Sidarta Ribeiro, PhD
Abstract: Dreaming is one of the most common metaphors for the ayahuasca experience—but to what extent does this metaphor represent what is happening biologically? In this presentation, the neurobiological features of subjects who have experienced dreams and those who have consumed ayahuasca will be reviewed. The visual association regions modulated by ayahuasca (upper cuneus, lower lingual gyrus, and the fusiform gyrus) are also activated during dreaming (within REM). During lucid dreaming, a special kind of dream in which dreamers are aware within the dream that they are dreaming, extra activation occurs in the occipital and frontal regions. The existing data suggest that the ayahuasca experience is akin to dreaming in the sense that both conjure visual memories in tune with the emotions of the subject. Further investigation is needed to determine how close the ayahuasca experience is to either lucid or non-lucid dreaming. The use of neuroscience tools to compare dream states and psychedelic states holds great potential for the understanding of consciousness.

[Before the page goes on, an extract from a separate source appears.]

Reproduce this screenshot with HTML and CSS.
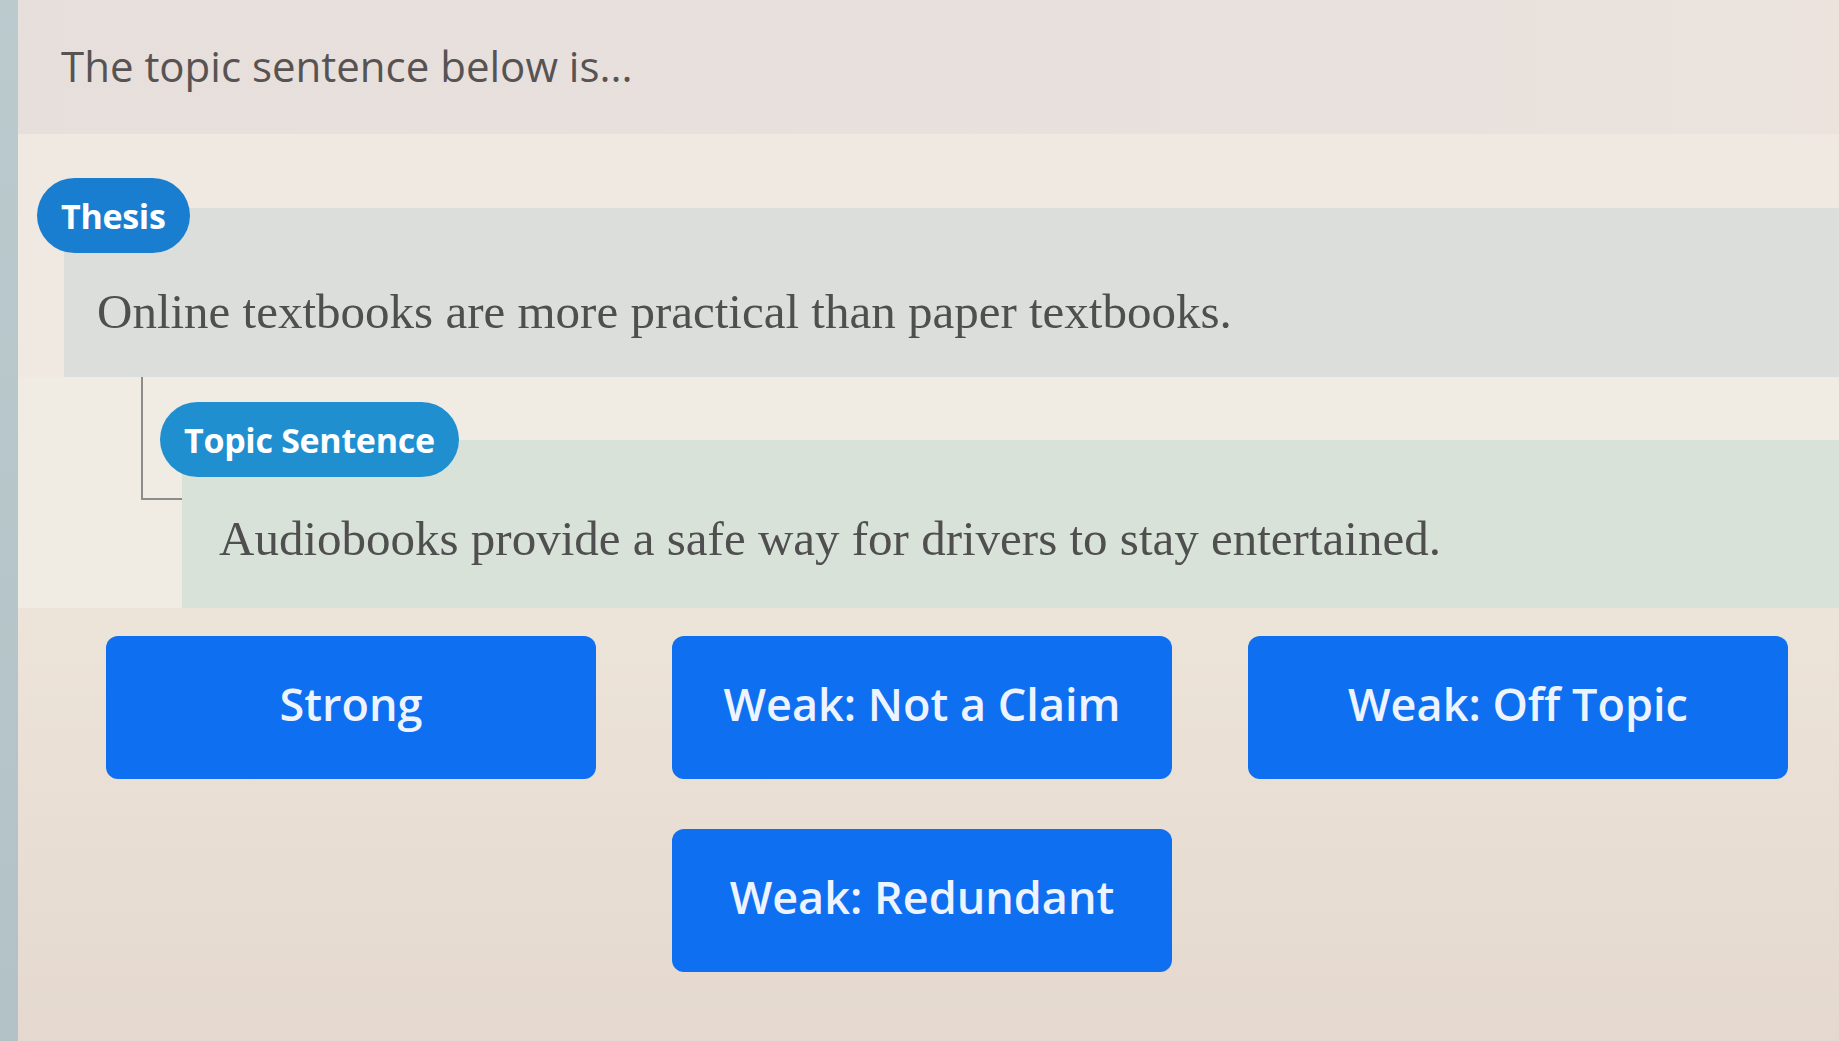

Sidarta Ribeiro, PhD, holds a Bachelor’s degree in Biological Sciences from the Universidade de Brasília (1993), a Master’s in Biophysics from the Universidade Federal do Rio de Janeiro (1994), and a PhD in Neuroscience and Animal Behavior from the Rockefeller University in New York (2000). He performed post-doctoral studies in Neurophysiology at Duke University from 2000 to 2005. He is currently a Full Professor of Neuroscience at the Universidade Federal do Rio Grande do Norte (UFRN), and Director of the Brain Institute of UFRN. He is greatly interested in the study of the neural bases of consciousness and its alteration. He has been involved in the public debate on the medicinal uses and the legalization of cannabis in Brazil.